Getting to the heart of high-net-worth wealth management

With RIA-based business model and a focus on family dynamics, Canadian wealth industry veterans are challenging the status quo

Getting to the heart of high-net-worth wealth management

As trends of holistic investment management and client-centric advice increasingly take hold across the Canadian wealth industry, a new discretionary investment counselling firm is opening its doors to serve high-net-worth and ultra-high-net-worth clients.

With an independent advisor-owned structure patterned after the US RIA model, the Delisle Advisory Group is challenging the traditional approach in Canada’s wealth market by focusing on clients’ best interests and family dynamics.
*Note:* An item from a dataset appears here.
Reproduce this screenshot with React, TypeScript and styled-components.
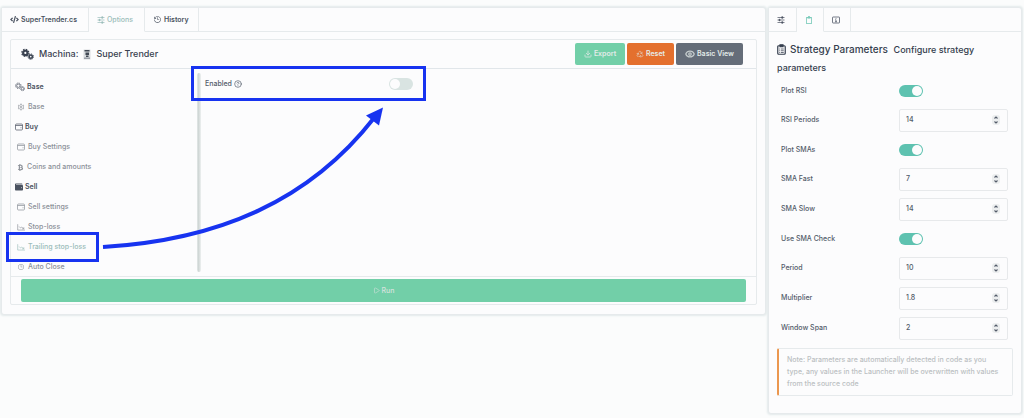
import React from "react";
import styled, { createGlobalStyle } from "styled-components";
import { FaCode, FaWallet, FaBtc, FaRegClipboard } from "react-icons/fa";
import { LiaCogSolid, LiaClock, LiaHistorySolid } from "react-icons/lia";
import { Play, CircleHelp, Download, Recycle, Eye } from "lucide-react";

const GlobalStyle = createGlobalStyle`
  * { box-sizing: border-box; }
  body {
    margin: 0;
    background: #fbfcfc;
    color: #525b69;
    font: 500 7px/12px Inter, "Liberation Sans", sans-serif;
  }
  button, input { font: inherit; color: inherit; }
  svg { flex: none; }
`;

const line = "#e6eaec";

const Page = styled.div`
  position: relative;
  display: grid;
  grid-template-columns: minmax(0, 1fr) 254px;
  align-items: start;
  gap: 2px;
  padding: 7px 2px 4px 1px;
`;

const Panel = styled.section`
  background: #fcfcfd;
  border: 1px solid ${line};
  border-radius: 3px;
  box-shadow: 0 0 2px 1px #e3eaeb;
`;

const TabBar = styled.nav`
  display: flex;
  height: 24px;
  border-bottom: 1px solid ${line};
`;

const Tab = styled.button<{ $active?: boolean; $width: number }>`
  display: flex;
  align-items: center;
  gap: 2px;
  width: ${(p) => p.$width}px;
  height: 24px;
  padding: 0 0 0 8px;
  border: 0;
  border-right: 1px solid ${line};
  background: #fcfcfd;
  color: ${(p) => (p.$active ? "#9bbdba" : "#4a5260")};
  font-weight: ${(p) => (p.$active ? 500 : 600)};
  border-bottom: 1px solid ${(p) => (p.$active ? "#fcfcfd" : line)};
`;

const Card = styled.div`
  margin: 7px 8px 9px;
  border: 1px solid ${line};
  border-radius: 2px;
`;

const CardHeader = styled.header`
  display: flex;
  align-items: center;
  gap: 2px;
  height: 29px;
  padding: 0 13px 0 10px;
  border-bottom: 1px solid #e1e6ea;
`;

const Title = styled.h1`
  display: flex;
  align-items: center;
  gap: 5px;
  flex: 1;
  margin: 0;
  color: #3a4250;
  font-size: 9px;
  font-weight: 500;
`;

const Action = styled.button<{ $color: string; $width: number }>`
  display: flex;
  align-items: center;
  justify-content: center;
  gap: 2px;
  width: ${(p) => p.$width}px;
  height: 22px;
  padding: 0;
  border: 0;
  border-radius: 2px;
  background: ${(p) => p.$color};
  color: #e4ebe9;
  font-weight: 600;
  svg { opacity: 0.75; }
`;

const CardBody = styled.div`
  display: flex;
  height: 207px;
`;

const Sidebar = styled.nav`
  width: 186px;
  padding-top: 8px;
  overflow: hidden;
`;

const Group = styled.h2`
  display: flex;
  align-items: center;
  gap: 2px;
  height: 20px;
  margin: 0;
  padding-left: 4px;
  color: #4a5260;
  font-size: 7px;
  font-weight: 600;
`;

const Item = styled.a<{ $active?: boolean }>`
  display: flex;
  align-items: center;
  gap: 3px;
  height: 20px;
  padding-left: 6px;
  color: ${(p) => (p.$active ? "#9bbdba" : "#8b9098")};
  text-decoration: none;
`;

const Divider = styled.div`
  width: 4px;
  margin: 4px 0;
  border-radius: 2px;
  background: linear-gradient(90deg, #e3e8e8, #cfd6d5 40%, #eef1f1);
`;

const Setting = styled.div`
  display: flex;
  align-items: center;
  justify-content: space-between;
  width: 208px;
  height: 30px;
  margin-left: 4px;
`;

const SettingLabel = styled.label`
  display: flex;
  align-items: center;
  gap: 2px;
`;

const Switch = styled.input`
  appearance: none;
  width: 24px;
  height: 12px;
  margin: 0;
  padding: 1px;
  border-radius: 6px;
  background: #d9e4e2;
  &::before {
    content: "";
    display: block;
    width: 10px;
    height: 10px;
    border-radius: 50%;
    background: #fcfcfd;
  }
  &:checked { background: #5ec2b0; }
  &:checked::before { margin-left: auto; }
`;

const CardFooter = styled.footer`
  padding: 2px 10px;
  border-top: 1px solid ${line};
`;

const RunButton = styled.button`
  display: flex;
  align-items: center;
  justify-content: center;
  gap: 2px;
  width: 100%;
  height: 23px;
  border: 0;
  border-radius: 2px;
  background: #72cfa8;
  color: #d5e2dd;
`;

const ParamsBody = styled.div`
  padding: 8px 8px 17px;
`;

const ParamsTitle = styled.h2`
  margin: 0;
  color: #353e4e;
  font-size: 10px;
  font-weight: 500;
  line-height: 18px;
  svg { vertical-align: -2px; margin-right: 4px; }
  small { margin-left: 3px; font-size: 9px; line-height: 12px; }
`;

const Row = styled.div<{ $short?: boolean }>`
  display: grid;
  grid-template-columns: 118px 109px;
  align-items: center;
  height: ${(p) => (p.$short ? 29 : 30)}px;
  padding-left: 4px;
`;

const NumberField = styled.span`
  display: flex;
  align-items: center;
  height: 23px;
  padding: 0 7px 0 6px;
  border: 1px solid #e7e9eb;
  border-radius: 2px;
`;

const NumberInput = styled.input`
  flex: 1;
  min-width: 0;
  padding: 0;
  border: 0;
  outline: 0;
  background: transparent;
  appearance: textfield;
  &::-webkit-inner-spin-button { display: none; }
`;

const Note = styled.p`
  margin: 5px 0 0;
  padding: 5px 8px;
  border: 1px solid ${line};
  border-left: 2px solid #eb974f;
  border-radius: 2px;
  color: #bbbfc2;
`;

const Annotations = styled.svg`
  position: absolute;
  top: 0;
  left: 0;
  pointer-events: none;
`;

const Glyph = styled.svg`
  fill: none;
  stroke: currentColor;
`;

const SlidersIcon = ({ size = 8 }: { size?: number }) => (
  <Glyph width={size} height={size} viewBox="0 0 16 16" strokeWidth="1.4">
    <path d="M1 3h14M1 8h14M1 13h14" />
    <path d="M9.500 1.500h2v3h-2zM4 6.500h2v3H4zM9.500 11.500h2v3h-2z" fill="currentColor" />
  </Glyph>
);

const GearsIcon = ({ size, bold }: { size: number; bold?: boolean }) => (
  <Glyph width={size} height={size} viewBox="0 0 24 24">
    <circle cx="8" cy="9" r="4" strokeWidth={bold ? 4 : 1.6} />
    <circle cx="8" cy="9" r="6.500" strokeWidth="2.200" strokeDasharray="2.900 2.200" />
    <circle cx="18" cy="16" r="3" strokeWidth={bold ? 3 : 1.5} />
    <circle cx="18" cy="16" r="5" strokeWidth="1.800" strokeDasharray="2.200 1.700" />
  </Glyph>
);

const WalletIcon = () => (
  <Glyph width="8" height="8" viewBox="0 0 16 16" strokeWidth="1.400">
    <rect x="1" y="2" width="14" height="12" rx="2" />
    <path d="M1 5h14M11 9.500h2" />
  </Glyph>
);

const InfoIcon = () => (
  <Glyph width="8" height="8" viewBox="0 0 16 16" strokeWidth="1.5">
    <rect x="1" y="2" width="14" height="12" rx="1" />
    <path d="M8 4.500v1.500M6.500 7.500H8v4M6 11.500h4" />
  </Glyph>
);

const ClipboardIcon = () => (
  <Glyph width="9" height="11" viewBox="0 0 18 22" strokeWidth="2.400">
    <rect x="1.500" y="3.500" width="15" height="17" rx="2" />
    <path d="M6 1.500h6v4H6z" fill="currentColor" />
    <path d="M4.500 10h1.500M7.500 10h6M4.500 13.500h1.500M7.500 13.500h6M4.500 17h1.500M7.500 17h6" strokeWidth="1.500" />
  </Glyph>
);

const FallingChartIcon = () => (
  <Glyph width="8" height="8" viewBox="0 0 17 16" strokeWidth="1.400">
    <path d="M1.500 2v12.500H17M4.500 7l3 3 2.500-2 4 4M14.500 8.500V12H11" />
  </Glyph>
);

const StepIcon = () => (
  <Glyph width="8" height="10" viewBox="0 0 16 20" strokeWidth="2.200">
    <rect width="16" height="20" rx="6" fill="#eceeef" stroke="none" />
    <path d="M5 7l3-3 3 3M5 13l3 3 3-3" />
  </Glyph>
);

const RobotIcon = () => (
  <svg width="8" height="11" viewBox="0 0 16 22">
    <rect x="1" y="1" width="14" height="20" rx="1" fill="#d9dcdf" />
    <path d="M3 2h10v3H3zM5 7h7v5H5zM6 13h5v3H6z" fill="#414854" />
    <path d="M2 17h12v3H2z" fill="#9aa0a8" />
  </svg>
);

type Param = { id: string; label: string; value?: string };

const params: Param[] = [
  { id: "plot-rsi", label: "Plot RSI" },
  { id: "rsi-periods", label: "RSI Periods", value: "14" },
  { id: "plot-smas", label: "Plot SMAs" },
  { id: "sma-fast", label: "SMA Fast", value: "7" },
  { id: "sma-slow", label: "SMA Slow", value: "14" },
  { id: "sma-check", label: "Use SMA Check" },
  { id: "period", label: "Period", value: "10" },
  { id: "multiplier", label: "Multiplier", value: "1.8" },
  { id: "window-span", label: "Window Span", value: "2" },
];

export default function App() {
  return (
    <>
      <GlobalStyle />
      <Page>
        <Panel>
          <TabBar>
            <Tab $width={87}><FaCode size={9} />SuperTrender.cs</Tab>
            <Tab $width={56} $active><SlidersIcon />Options</Tab>
            <Tab $width={54}><LiaHistorySolid size={9} />History</Tab>
          </TabBar>
          <Card>
            <CardHeader>
              <Title>
                <GearsIcon size={13} bold />
                <span>Machina:</span>
                <RobotIcon />
                <span>Super Trender</span>
              </Title>
              <Action $color="#72cfa8" $width={50}><Download size={8} strokeWidth={3} />Export</Action>
              <Action $color="#e4702e" $width={47}><Recycle size={8} />Reset</Action>
              <Action $color="#656d79" $width={67}><Eye size={10} strokeWidth={3} />Basic View</Action>
            </CardHeader>
            <CardBody>
              <Sidebar>
                <Group><GearsIcon size={10} />Base</Group>
                <Item href="#base"><LiaCogSolid size={8} />Base</Item>
                <Group><WalletIcon />Buy</Group>
                <Item href="#buy"><WalletIcon />Buy Settings</Item>
                <Item href="#coins"><FaBtc size={7} />Coins and amounts</Item>
                <Group><FaWallet size={8} />Sell</Group>
                <Item href="#sell"><WalletIcon />Sell settings</Item>
                <Item href="#stop"><FallingChartIcon />Stop-loss</Item>
                <Item href="#trailing" $active><FallingChartIcon />Trailing stop-loss</Item>
                <Item href="#close"><LiaClock size={8} />Auto Close</Item>
              </Sidebar>
              <Divider />
              <Setting>
                <SettingLabel htmlFor="enabled">Enabled<CircleHelp size={8} /></SettingLabel>
                <Switch id="enabled" type="checkbox" role="switch" />
              </Setting>
            </CardBody>
            <CardFooter>
              <RunButton><Play size={7} strokeWidth={2} />Run</RunButton>
            </CardFooter>
          </Card>
        </Panel>

        <Panel>
          <TabBar>
            <Tab $width={28} aria-label="Settings"><SlidersIcon /></Tab>
            <Tab $width={27} $active aria-label="Parameters"><FaRegClipboard size={8} color="#6cc5b3" /></Tab>
            <Tab $width={27} aria-label="Info"><InfoIcon /></Tab>
          </TabBar>
          <ParamsBody>
            <ParamsTitle>
              <ClipboardIcon />Strategy Parameters <small>Configure strategy parameters</small>
            </ParamsTitle>
            {params.map((p) => (
              <Row key={p.id} $short={p.value === undefined}>
                <label htmlFor={p.id}>{p.label}</label>
                {p.value === undefined ? (
                  <Switch id={p.id} type="checkbox" role="switch" defaultChecked />
                ) : (
                  <NumberField>
                    <NumberInput id={p.id} type="number" step="any" defaultValue={p.value} />
                    <StepIcon />
                  </NumberField>
                )}
              </Row>
            ))}
            <Note>
              Note: Parameters are automatically detected in code as you type, any values in the
              Launcher will be overwritten with values from the source code
            </Note>
          </ParamsBody>
        </Panel>

        <Annotations width="430" height="266" viewBox="0 0 430 266" fill="none" stroke="#1733f0">
          <rect x="192.500" y="67.500" width="232" height="32" strokeWidth="3" />
          <rect x="7.500" y="233.500" width="90" height="27" strokeWidth="3" />
          <path d="M103 247C220 240 310 200 374 118" strokeWidth="4" />
          <path d="M383 107.500L366 115.500L379 125.500Z" fill="#1733f0" stroke="none" />
        </Annotations>
      </Page>
    </>
  );
}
Missing pieces in high-net-worth planning

One of the firm’s co-founders, Andrew Auerbach, is a multi-decade veteran of the wealth industry. His resume includes a 21-year stint at BMO as well as experience running various full-service brokerage and investment counselling businesses in Canada and Asia.

“I've had a chance to really get to know the marketplace outside of Canada, in terms of how high-net-worth clients are being serviced outside of our country,” Auerbach (pictured above, left) says.
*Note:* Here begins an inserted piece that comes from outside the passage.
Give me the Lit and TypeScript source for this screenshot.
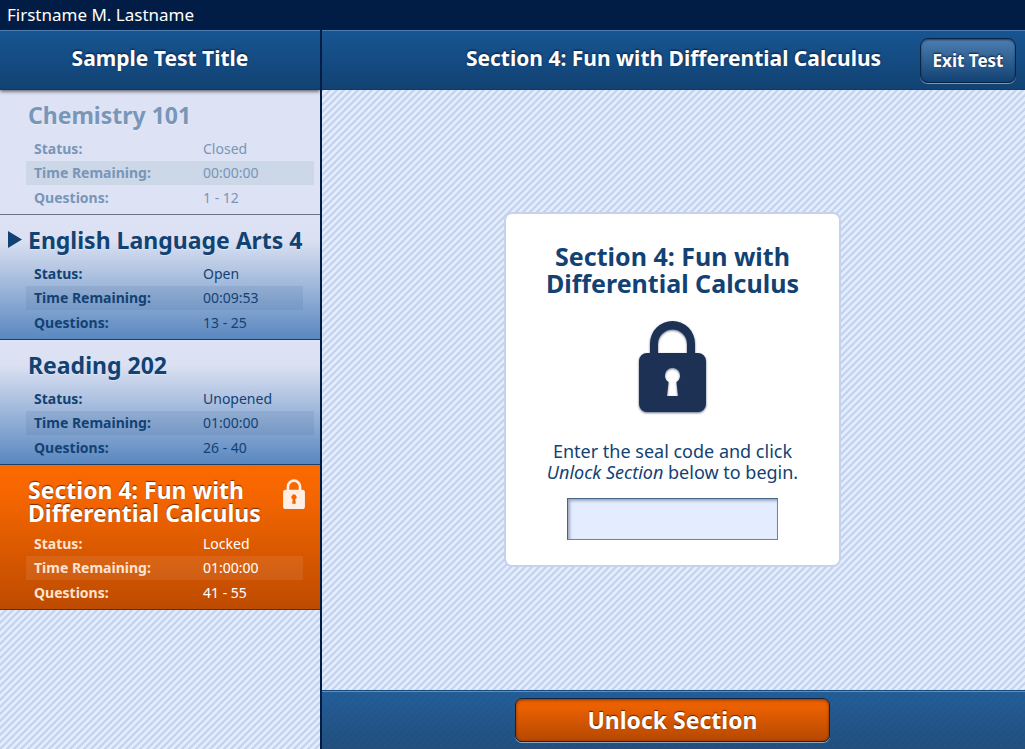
import { LitElement, html, css, svg } from "lit";
import { customElement, property } from "lit/decorators.js";

interface Section {
  title: string;
  status: string;
  time: string;
  questions: string;
  state: "closed" | "open" | "locked";
  current?: boolean;
  marked?: boolean;
}

const SECTIONS: Section[] = [
  { title: "Chemistry 101", status: "Closed", time: "00:00:00", questions: "1 - 12", state: "closed" },
  { title: "English Language Arts 4", status: "Open", time: "00:09:53", questions: "13 - 25", state: "open", marked: true },
  { title: "Reading 202", status: "Unopened", time: "01:00:00", questions: "26 - 40", state: "open" },
  { title: "Section 4: Fun with Differential Calculus", status: "Locked", time: "01:00:00", questions: "41 - 55", state: "locked", current: true },
];

const lockShape = svg`
  <path fill-rule="evenodd" d="M11 33V23.5a22.5 22.5 0 0 1 45 0V33h3a8 8 0 0 1 8 8v43a8 8 0 0 1-8 8H8a8 8 0 0 1-8-8V41a8 8 0 0 1 8-8zM19 33h29V24a14.5 14.5 0 0 0-29 0zM29.5 62L28 76h11L37.5 62a7.7 7.7 0 1 0-8 0z"/>`;

@customElement("section-card")
export class SectionCard extends LitElement {
  @property({ attribute: false }) section!: Section;

  static styles = css`
    :host { display: block; }
    .card {
      position: relative;
      padding: 14px 15px 3px 28px;
      border-bottom: 1px solid #1c3f6b;
      color: #124273;
      background: linear-gradient(#dde2f4, #dbe1f2 20%, #5987c0);
      text-shadow: 0 1px 1px rgba(255, 255, 255, 0.35);
    }
    .closed {
      color: #7896b7;
      background: #dde3f5;
      border-bottom-color: #6f7683;
    }
    .locked {
      color: #fff;
      background: linear-gradient(#fb6a00, #f66600 20%, #bd4b00);
      border-bottom-color: #6d2b00;
      text-shadow: 0 -1px 1px rgba(60, 20, 0, 0.7);
    }
    h2 {
      margin: 0;
      font-size: 23px;
      line-height: 23px;
      font-weight: 700;
    }
    .head { display: flex; justify-content: space-between; gap: 12px; }
    .icon { flex: none; width: 22px; height: 30px; fill: #ffefe4; }
    table {
      width: calc(100% + 11px);
      margin: 10px 0 0 -2px;
      border-collapse: collapse;
      font-size: 14px;
      line-height: 24px;
      text-shadow: none;
    }
    .marked table, .locked table { width: 100%; }
    .locked table { margin-top: 7px; }
    th, td { height: 24px; padding: 0 0 0 8px; text-align: left; font-weight: 400; }
    th { width: 161px; font-weight: 700; }
    tr:last-child > * { height: 26px; }
    .locked th { color: #ffe3d0; }
    .band { background: rgba(18, 66, 115, 0.09); }
    .closed .band { background: #ccd7e8; }
    .locked .band { background: rgba(255, 255, 255, 0.08); }
    .pointer {
      position: absolute;
      left: 8px;
      top: 16px;
      width: 14px;
      height: 17px;
      fill: #124273;
    }
  `;

  render() {
    const s = this.section;
    return html`
      <article class="card ${s.state} ${s.marked ? "marked" : ""}">
        ${s.marked ? html`<svg class="pointer" viewBox="0 0 14 17" aria-hidden="true"><path d="M0 0L14 8.5L0 17z"/></svg>` : ""}
        <div class="head">
          <h2>${s.title}</h2>
          ${s.state === "locked" ? html`<svg class="icon" viewBox="0 0 67 92" aria-hidden="true">${lockShape}</svg>` : ""}
        </div>
        <table>
          <tbody>
            <tr><th scope="row">Status:</th><td>${s.status}</td></tr>
            <tr class="band"><th scope="row">Time Remaining:</th><td>${s.time}</td></tr>
            <tr><th scope="row">Questions:</th><td>${s.questions}</td></tr>
          </tbody>
        </table>
      </article>
    `;
  }
}

@customElement("app-root")
export class AppRoot extends LitElement {
  static styles = css`
    :host {
      display: flex;
      flex-direction: column;
      min-height: 100vh;
      font-family: "Noto Sans", sans-serif;
      color: #124273;
      background: linear-gradient(135deg, #c5d4ec 10%, #e3edff 15% 35%, #c5d4ec 40% 60%, #e3edff 65% 85%, #c5d4ec 90%) 0 0 / 7px 7px;
    }
    .user {
      height: 30px;
      padding: 0 7px;
      background: #021d45;
      color: #fff;
      font-size: 17px;
      line-height: 30px;
    }
    .body { flex: 1; display: grid; grid-template-columns: 322px 1fr; }
    .side { border-right: 2px solid #021d45; display: flex; flex-direction: column; }
    .bar {
      height: 60px;
      box-sizing: border-box;
      display: grid;
      align-items: center;
      border-top: 1px solid #4b7db0;
      border-bottom: 1px solid #0e3a66;
      background: linear-gradient(#175592, #124273);
      color: #fff;
      text-align: center;
      text-shadow: 0 -1px 2px rgba(0, 15, 45, 0.8);
    }
    .side .bar { position: relative; box-shadow: 0 1px 4px rgba(0, 0, 0, 0.7); z-index: 1; clip-path: inset(0 0 -8px 0); }
    h1, .bar h2 { margin: 0; padding-bottom: 4px; font-size: 21px; line-height: 28px; font-weight: 700; }
    .main { display: flex; flex-direction: column; min-width: 0; }
    .main .bar { grid-template-columns: 105px 1fr 105px; }
    .bar h2 { grid-column: 2; }
    button {
      font: inherit;
      font-weight: 700;
      color: #fff;
      padding: 0;
      cursor: pointer;
    }
    .exit {
      justify-self: end;
      width: 96px;
      height: 45px;
      margin-right: 9px;
      border: 1px solid #0a2444;
      border-radius: 8px;
      font-size: 17px;
      background: linear-gradient(#4d7eb1, #124273);
      box-shadow: 0 1px 0 rgba(255, 255, 255, 0.45), inset 0 1px 2px rgba(0, 15, 45, 0.6);
      text-shadow: 0 -1px 2px rgba(0, 15, 45, 0.8);
    }
    .stage { flex: 1; display: grid; place-items: center; padding: 24px 26px 25px 24px; }
    .panel {
      box-sizing: border-box;
      width: 337px;
      padding: 29px 32px 25px;
      border: 2px solid #c5d3ec;
      border-radius: 8px;
      background: #fff;
      display: flex;
      flex-direction: column;
      align-items: center;
      text-align: center;
    }
    .panel h3 { margin: 0; font-size: 25px; line-height: 27px; }
    .lock { width: 67px; height: 92px; margin: 23px 0 29px; fill: #1d3155; filter: drop-shadow(0 1px 1px rgba(29, 49, 85, 0.7)); }
    label { font-size: 18px; line-height: 21px; }
    input {
      box-sizing: border-box;
      width: 211px;
      height: 42px;
      margin-top: 15px;
      padding: 0 10px;
      border: 1px solid #5f88b3;
      border-top-color: #456587;
      border-left-color: #456587;
      border-radius: 0;
      background: #e3edff;
      box-shadow: inset 2px 2px 3px rgba(0, 0, 50, 0.3);
      font: inherit;
      font-size: 18px;
      color: inherit;
    }
    .foot {
      height: 59px;
      box-sizing: border-box;
      display: grid;
      place-items: center;
      padding-right: 2px;
      border-top: 1px solid #15487b;
      box-shadow: inset 0 1px 0 #5d92c4;
      background: linear-gradient(rgba(20, 82, 143, 0.92), rgba(18, 66, 115, 0.92));
    }
    .unlock {
      width: 315px;
      height: 44px;
      border: 1px solid #14243c;
      border-radius: 7px;
      font-size: 23px;
      line-height: 40px;
      background: linear-gradient(#ee6200, #e96000 20%, #b54800);
      box-shadow: 0 1px 0 rgba(255, 255, 255, 0.5), inset 0 1px 3px rgba(90, 30, 0, 0.7);
      text-shadow: 0 -1px 1px rgba(60, 20, 0, 0.8);
    }
  `;

  render() {
    const current = SECTIONS.find((s) => s.current)!;
    return html`
      <div class="user">Firstname M. Lastname</div>
      <div class="body">
        <aside class="side">
          <header class="bar"><h1>Sample Test Title</h1></header>
          ${SECTIONS.map((s) => html`<section-card .section=${s}></section-card>`)}
        </aside>
        <main class="main">
          <header class="bar">
            <h2>${current.title}</h2>
            <button class="exit" type="button">Exit Test</button>
          </header>
          <div class="stage">
            <section class="panel">
              <h3>${current.title}</h3>
              <svg class="lock" viewBox="0 0 67 92" aria-hidden="true">${lockShape}</svg>
              <label for="code">Enter the seal code and click <em>Unlock Section</em> below to begin.</label>
              <input id="code" type="text" autocomplete="off" />
            </section>
          </div>
          <footer class="foot"><button class="unlock" type="button">Unlock Section</button></footer>
        </main>
      </div>
    `;
  }
}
“When I retired, it was an opportunity for me to really stand back and assess the marketplace in Canada relative to other markets, particularly in the US,” he says. “I really saw an opportunity to bring an independent advisor-owned firm to Canada, very much focused on fiduciary standards where all the decisions revolve around what's in the best interests of clients.”

The firm’s other co-founder, Jean Blacklock, is a wealth planning executive and registered psychotherapist. The two first met at BMO, where Blacklock, an estate lawyer by background, was an executive responsible for the wealth services business nationally. After that, she started her own business, then went back to school and got formal education in psychotherapy.

“I realize now having worked with many, many clients, in both contexts as an estate lawyer and as a psychotherapist, that the two fields really have a lot to offer each other,” Blacklock (above, right) says. “When it comes to estate planning, I’ve found the missing piece has often been the inclusion of family members’ thoughts, feelings, emotions – all of the things that make us human beings as opposed to artificial intelligence.”

Armed with both field experience working with high-net-worth clients and her formal education on the human mind, Blacklock is looking forward to working with advisors, equipping them with conversational skills to help surface topics that clients might find difficult to bring into the room.

“We plan to approach planning from an altogether different perspective. Rather than looking at it as a document-based experience that results merely in signed documents, we want to look at it as a conversation – and likely more than one conversation – about what's really going on in the family,” Blacklock says.

‘People are people, and families are families’

“The landscape of wealth is changing profoundly in Canada, and client expectations have shifted,” Auerbach says. “I hear this continually from advisors, whether that's estate planning, tax planning, philanthropic plans or business succession planning – all these areas where the real value is demonstrated in the relationship.

“I think sometimes as an industry, we can be a little bit superficial that wealth equals happiness, or that, you know, we have idyllic posters of people on a boat or enjoying a beautiful outdoor cottage. These are wonderful things, but it doesn't really get to the fact that people are people and families are families. And there are dynamics that are important to explore.”

A case in point, Blacklock says, is the different types of relationships adult children can have with their parents. While some may have developed close attachments over their lifetime to the point where they check in on each other multiple times a day, other parent-child relationships are more boundaried.

“It's important to look at the type of relationship between those adult children and the parents because that really can drive matters of what is the legacy of the family, who takes on the business. It can also really affect estate planning, and maybe difficult decisions that the parents are making about, for example, treating one child differently than the other,” she says.

“My work will be about encouraging advisors to look at the relationships within the families in the here and now as part of the planning process, because there is no cookie-cutter family.”

According to Auerbach, an estimated 85% of financial assets in Canada are held in banks and bank-owned firms; in contrast, there are 17,000 RIA firms in the US with over 8 trillion dollars in assets, making it the fastest-growing arm of the country’s wealth landscape.

With 70% of advisors in Canada today over 50 years old, he senses a trend of aging in the advisory space that will set off a wave of transitions and succession in the coming years. That dynamic, he points out, was a major driver in the growth of the RIA model in the US, where many advisors saw breaking away as the best way to ensure their clients’ interests were well-served through the transition and for generations to come.

“The high-net-worth and ultra-high-net worth markets are very specialized, they're unique. And having firms that are singularly focused on looking after the needs of these families, I believe strongly, will be very compelling for Canadian families in the coming years,” he says.

“For advisors, having a seat at the table as an owner is obviously attractive. But beyond having a seat at the table, [you’re] eliminating the conflicts that can exist when you have competing priorities across different businesses, and have to decide where to allocate capital or look after shareholders,” Auerbach says. “You get a full alignment: you have owners as advisors who want to see the firm grow, who are aligned and have a vested interest in seeing the firm grow, but also who get to set the priorities as to where to make investments for the firm.”